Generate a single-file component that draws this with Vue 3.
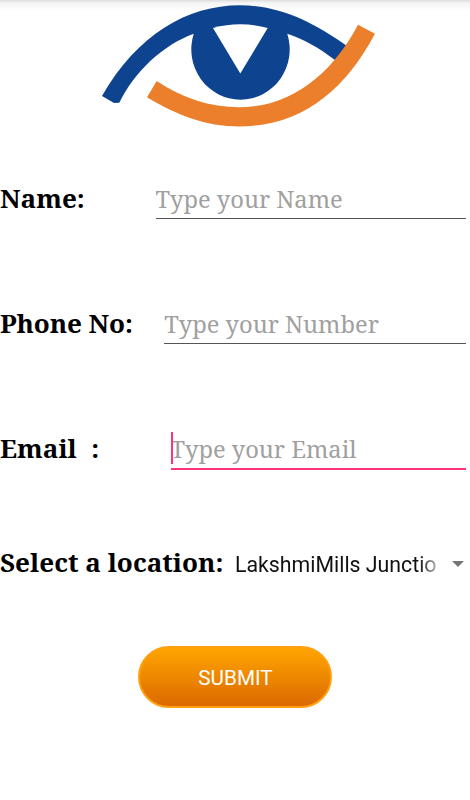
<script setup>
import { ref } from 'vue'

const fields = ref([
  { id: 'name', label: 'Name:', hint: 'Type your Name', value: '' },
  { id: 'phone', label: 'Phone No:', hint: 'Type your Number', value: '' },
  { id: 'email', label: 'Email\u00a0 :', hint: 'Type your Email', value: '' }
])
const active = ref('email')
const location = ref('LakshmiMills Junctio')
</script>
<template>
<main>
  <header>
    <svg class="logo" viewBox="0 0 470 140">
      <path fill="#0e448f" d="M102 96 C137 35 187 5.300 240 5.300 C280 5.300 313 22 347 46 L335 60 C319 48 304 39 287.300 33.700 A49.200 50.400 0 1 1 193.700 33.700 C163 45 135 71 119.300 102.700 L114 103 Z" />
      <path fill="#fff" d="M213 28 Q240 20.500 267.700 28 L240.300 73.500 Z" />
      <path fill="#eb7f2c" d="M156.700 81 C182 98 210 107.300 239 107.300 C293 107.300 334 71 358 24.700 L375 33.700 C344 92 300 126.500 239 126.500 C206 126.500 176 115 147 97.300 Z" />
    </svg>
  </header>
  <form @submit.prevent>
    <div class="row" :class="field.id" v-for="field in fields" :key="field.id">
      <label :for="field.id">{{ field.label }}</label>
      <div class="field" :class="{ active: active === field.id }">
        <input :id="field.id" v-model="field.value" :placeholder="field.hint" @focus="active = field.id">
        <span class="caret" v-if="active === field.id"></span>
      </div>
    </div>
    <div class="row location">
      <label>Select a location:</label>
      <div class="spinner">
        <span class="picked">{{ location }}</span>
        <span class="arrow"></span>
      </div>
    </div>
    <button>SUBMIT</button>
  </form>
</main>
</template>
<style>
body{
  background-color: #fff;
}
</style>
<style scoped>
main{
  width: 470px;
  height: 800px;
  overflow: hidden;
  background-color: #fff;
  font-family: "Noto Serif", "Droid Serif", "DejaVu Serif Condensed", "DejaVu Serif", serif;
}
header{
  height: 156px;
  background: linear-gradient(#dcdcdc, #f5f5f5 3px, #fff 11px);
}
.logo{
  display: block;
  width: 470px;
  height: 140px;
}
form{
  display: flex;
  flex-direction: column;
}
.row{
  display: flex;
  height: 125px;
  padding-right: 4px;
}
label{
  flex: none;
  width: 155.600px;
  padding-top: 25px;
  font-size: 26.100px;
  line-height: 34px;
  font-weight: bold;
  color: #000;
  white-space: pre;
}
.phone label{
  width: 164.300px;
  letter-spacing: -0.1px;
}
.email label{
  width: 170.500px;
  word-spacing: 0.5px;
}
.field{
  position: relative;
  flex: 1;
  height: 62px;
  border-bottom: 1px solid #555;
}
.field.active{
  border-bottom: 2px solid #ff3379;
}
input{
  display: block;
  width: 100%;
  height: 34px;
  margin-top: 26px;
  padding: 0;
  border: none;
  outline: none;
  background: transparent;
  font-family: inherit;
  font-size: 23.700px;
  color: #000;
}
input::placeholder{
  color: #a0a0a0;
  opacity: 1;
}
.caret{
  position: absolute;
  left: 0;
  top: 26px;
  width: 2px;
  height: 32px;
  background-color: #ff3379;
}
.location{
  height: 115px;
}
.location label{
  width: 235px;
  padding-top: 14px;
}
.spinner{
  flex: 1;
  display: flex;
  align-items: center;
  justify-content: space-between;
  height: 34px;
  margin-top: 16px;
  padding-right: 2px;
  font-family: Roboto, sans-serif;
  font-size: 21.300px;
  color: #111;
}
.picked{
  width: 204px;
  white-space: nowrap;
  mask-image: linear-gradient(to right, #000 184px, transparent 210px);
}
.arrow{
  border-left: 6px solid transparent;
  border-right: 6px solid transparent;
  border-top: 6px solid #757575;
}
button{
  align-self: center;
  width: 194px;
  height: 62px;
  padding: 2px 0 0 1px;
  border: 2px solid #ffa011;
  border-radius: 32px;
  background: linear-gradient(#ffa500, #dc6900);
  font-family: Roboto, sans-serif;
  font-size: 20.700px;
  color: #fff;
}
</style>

##############################

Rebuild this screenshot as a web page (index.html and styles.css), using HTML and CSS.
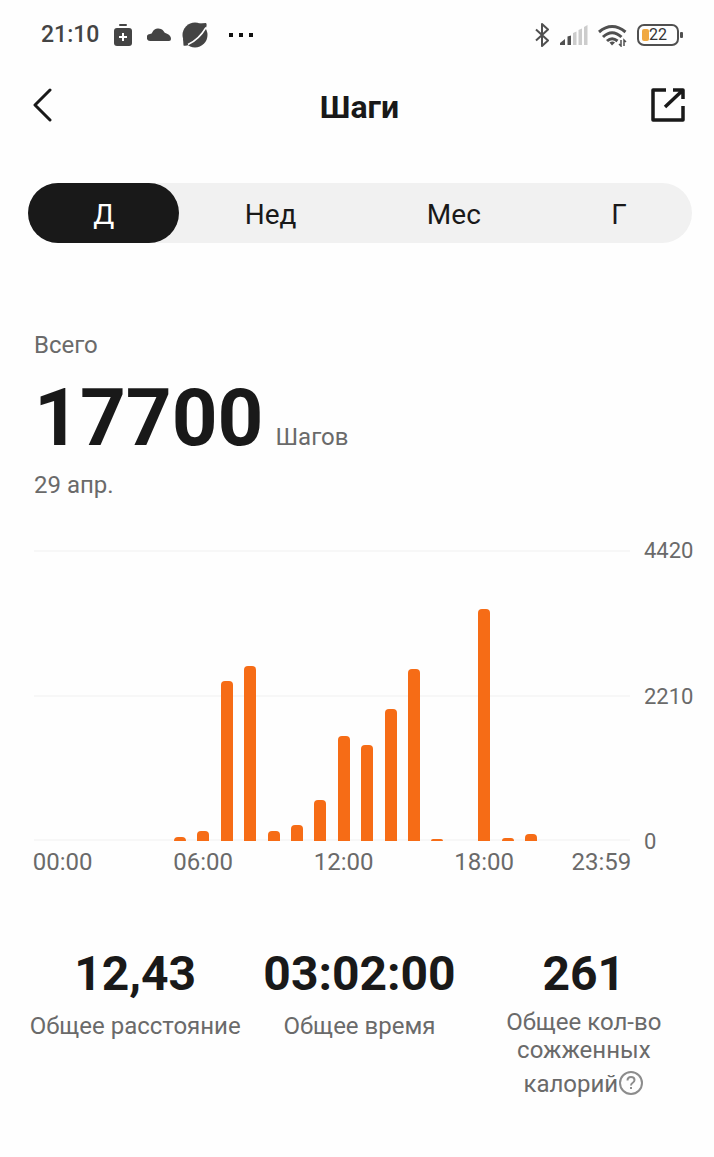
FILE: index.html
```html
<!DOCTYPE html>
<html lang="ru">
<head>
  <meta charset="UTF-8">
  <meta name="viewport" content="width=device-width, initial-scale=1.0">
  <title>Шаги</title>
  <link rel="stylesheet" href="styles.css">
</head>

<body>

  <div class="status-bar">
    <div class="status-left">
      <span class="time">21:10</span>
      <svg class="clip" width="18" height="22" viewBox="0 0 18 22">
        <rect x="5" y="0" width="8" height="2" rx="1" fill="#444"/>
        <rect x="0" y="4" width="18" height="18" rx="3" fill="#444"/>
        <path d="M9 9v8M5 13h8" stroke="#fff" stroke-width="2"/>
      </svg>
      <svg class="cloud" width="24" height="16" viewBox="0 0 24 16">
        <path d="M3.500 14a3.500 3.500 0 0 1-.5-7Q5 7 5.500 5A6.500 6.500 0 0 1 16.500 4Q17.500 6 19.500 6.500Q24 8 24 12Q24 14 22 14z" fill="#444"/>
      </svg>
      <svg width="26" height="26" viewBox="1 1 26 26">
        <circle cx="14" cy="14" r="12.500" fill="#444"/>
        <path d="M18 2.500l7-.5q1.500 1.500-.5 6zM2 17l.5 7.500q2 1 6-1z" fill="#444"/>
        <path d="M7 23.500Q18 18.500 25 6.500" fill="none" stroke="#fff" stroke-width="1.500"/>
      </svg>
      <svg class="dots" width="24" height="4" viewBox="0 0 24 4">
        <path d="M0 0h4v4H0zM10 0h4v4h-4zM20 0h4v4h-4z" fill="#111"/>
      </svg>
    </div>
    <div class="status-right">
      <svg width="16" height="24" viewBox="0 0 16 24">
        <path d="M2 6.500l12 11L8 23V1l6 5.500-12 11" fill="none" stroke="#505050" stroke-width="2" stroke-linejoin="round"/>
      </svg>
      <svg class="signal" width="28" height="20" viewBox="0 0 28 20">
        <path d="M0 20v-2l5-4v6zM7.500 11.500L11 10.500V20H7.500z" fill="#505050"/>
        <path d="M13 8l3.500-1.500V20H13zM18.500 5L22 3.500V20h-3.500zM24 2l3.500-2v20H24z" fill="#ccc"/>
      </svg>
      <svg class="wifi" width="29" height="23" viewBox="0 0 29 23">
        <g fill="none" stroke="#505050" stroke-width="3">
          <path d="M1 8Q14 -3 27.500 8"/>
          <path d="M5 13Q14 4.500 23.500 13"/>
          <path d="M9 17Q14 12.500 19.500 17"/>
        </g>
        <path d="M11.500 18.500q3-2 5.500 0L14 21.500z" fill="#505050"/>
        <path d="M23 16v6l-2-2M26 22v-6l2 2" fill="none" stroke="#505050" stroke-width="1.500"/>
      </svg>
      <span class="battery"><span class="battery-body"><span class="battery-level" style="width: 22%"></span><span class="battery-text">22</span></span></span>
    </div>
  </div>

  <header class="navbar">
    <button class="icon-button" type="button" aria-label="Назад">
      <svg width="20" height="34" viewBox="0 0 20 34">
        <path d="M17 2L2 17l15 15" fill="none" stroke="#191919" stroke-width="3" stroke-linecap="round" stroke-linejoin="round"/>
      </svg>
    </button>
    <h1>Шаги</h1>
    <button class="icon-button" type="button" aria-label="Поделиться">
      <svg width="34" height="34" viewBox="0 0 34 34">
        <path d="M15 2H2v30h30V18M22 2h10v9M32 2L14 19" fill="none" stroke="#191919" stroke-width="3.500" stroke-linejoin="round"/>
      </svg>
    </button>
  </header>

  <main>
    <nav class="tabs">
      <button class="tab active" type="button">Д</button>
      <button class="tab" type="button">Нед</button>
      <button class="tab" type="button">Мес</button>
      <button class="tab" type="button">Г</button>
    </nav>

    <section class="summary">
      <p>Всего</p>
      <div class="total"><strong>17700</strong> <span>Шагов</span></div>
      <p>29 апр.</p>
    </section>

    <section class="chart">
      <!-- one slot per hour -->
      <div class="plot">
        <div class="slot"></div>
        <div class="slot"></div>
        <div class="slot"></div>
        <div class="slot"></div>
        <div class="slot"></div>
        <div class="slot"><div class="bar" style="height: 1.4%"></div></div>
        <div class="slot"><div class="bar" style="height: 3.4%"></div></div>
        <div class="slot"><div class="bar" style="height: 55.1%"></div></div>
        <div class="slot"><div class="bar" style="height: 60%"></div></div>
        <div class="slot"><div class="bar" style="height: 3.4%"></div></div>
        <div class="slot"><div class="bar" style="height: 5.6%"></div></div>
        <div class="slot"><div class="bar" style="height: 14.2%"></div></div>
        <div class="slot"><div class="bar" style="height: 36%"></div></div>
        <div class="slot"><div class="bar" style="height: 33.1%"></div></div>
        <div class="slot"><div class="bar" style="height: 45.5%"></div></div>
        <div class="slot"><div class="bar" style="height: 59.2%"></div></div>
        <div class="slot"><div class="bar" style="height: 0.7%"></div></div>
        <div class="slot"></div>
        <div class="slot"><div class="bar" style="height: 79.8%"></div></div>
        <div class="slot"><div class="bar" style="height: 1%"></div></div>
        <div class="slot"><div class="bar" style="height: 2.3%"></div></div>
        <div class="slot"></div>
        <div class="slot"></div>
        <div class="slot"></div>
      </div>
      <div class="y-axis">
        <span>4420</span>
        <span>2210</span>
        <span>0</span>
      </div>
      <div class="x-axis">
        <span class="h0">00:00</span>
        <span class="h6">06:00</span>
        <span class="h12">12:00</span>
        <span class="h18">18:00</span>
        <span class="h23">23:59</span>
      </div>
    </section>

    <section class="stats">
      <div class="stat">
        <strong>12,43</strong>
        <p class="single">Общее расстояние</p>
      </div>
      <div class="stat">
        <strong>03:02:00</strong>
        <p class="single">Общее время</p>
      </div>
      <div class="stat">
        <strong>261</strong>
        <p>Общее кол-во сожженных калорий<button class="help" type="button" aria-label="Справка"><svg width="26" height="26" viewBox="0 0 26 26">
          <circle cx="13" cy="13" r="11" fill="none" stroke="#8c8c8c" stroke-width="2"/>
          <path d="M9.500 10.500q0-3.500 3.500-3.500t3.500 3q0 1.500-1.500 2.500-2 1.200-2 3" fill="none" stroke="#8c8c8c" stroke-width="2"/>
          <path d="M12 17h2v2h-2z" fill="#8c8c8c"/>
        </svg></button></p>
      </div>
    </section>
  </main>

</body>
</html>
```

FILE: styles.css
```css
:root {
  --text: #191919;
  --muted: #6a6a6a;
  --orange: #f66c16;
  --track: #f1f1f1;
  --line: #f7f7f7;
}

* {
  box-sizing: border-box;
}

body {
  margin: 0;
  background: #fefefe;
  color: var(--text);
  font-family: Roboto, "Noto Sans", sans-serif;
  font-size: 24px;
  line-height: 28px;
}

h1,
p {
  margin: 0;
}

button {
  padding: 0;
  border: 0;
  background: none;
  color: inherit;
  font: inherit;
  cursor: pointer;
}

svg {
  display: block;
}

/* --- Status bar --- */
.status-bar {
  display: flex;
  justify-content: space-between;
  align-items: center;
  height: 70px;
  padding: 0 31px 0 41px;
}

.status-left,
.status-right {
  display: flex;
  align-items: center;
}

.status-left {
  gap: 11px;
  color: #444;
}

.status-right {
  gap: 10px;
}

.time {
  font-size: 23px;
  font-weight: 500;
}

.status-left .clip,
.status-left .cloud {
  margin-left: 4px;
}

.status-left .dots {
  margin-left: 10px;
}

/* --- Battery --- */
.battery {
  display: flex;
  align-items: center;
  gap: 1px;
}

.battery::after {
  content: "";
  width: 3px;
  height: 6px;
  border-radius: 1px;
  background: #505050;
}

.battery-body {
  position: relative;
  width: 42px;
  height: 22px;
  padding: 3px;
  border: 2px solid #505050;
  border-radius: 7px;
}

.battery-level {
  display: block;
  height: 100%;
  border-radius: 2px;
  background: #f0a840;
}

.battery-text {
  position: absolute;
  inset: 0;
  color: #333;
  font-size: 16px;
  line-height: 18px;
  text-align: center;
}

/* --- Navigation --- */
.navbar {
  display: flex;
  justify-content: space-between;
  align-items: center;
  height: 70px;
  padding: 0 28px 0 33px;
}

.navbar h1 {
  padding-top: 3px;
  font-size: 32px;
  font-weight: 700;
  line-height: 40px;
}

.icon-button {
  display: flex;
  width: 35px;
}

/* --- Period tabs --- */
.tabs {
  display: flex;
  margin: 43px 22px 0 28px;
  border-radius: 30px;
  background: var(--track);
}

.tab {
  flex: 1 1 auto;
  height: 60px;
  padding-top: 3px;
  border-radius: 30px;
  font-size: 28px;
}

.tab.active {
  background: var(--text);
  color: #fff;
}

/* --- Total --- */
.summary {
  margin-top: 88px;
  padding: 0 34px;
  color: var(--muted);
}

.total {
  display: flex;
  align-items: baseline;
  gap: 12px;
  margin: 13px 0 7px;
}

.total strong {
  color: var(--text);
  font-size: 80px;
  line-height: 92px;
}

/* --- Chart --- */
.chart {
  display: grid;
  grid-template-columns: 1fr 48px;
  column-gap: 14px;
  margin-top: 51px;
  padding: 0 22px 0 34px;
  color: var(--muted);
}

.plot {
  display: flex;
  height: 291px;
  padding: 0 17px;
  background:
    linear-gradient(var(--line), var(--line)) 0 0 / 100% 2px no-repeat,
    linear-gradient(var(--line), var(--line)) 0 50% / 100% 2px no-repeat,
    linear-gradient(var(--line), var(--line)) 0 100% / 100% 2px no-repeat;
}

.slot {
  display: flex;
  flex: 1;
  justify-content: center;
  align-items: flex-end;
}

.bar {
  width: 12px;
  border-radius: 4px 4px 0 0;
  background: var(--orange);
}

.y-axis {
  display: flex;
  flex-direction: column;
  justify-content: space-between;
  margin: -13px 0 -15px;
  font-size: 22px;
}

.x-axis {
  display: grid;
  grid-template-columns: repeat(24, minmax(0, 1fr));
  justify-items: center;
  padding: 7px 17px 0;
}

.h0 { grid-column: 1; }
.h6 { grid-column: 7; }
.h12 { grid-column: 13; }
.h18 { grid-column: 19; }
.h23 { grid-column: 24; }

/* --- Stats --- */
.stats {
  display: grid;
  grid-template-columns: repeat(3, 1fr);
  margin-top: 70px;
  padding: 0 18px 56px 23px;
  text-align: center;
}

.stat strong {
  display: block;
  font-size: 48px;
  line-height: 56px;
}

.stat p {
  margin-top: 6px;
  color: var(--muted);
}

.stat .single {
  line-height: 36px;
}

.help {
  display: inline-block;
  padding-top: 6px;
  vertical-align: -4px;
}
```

##############################

EXERCISE:
Write out each line of the data that holds the string "index".

FULL SOLUTION:
Rebuild this screenshot as a web page (index.html and styles.css), using HTML and CSS.
FILE: index.html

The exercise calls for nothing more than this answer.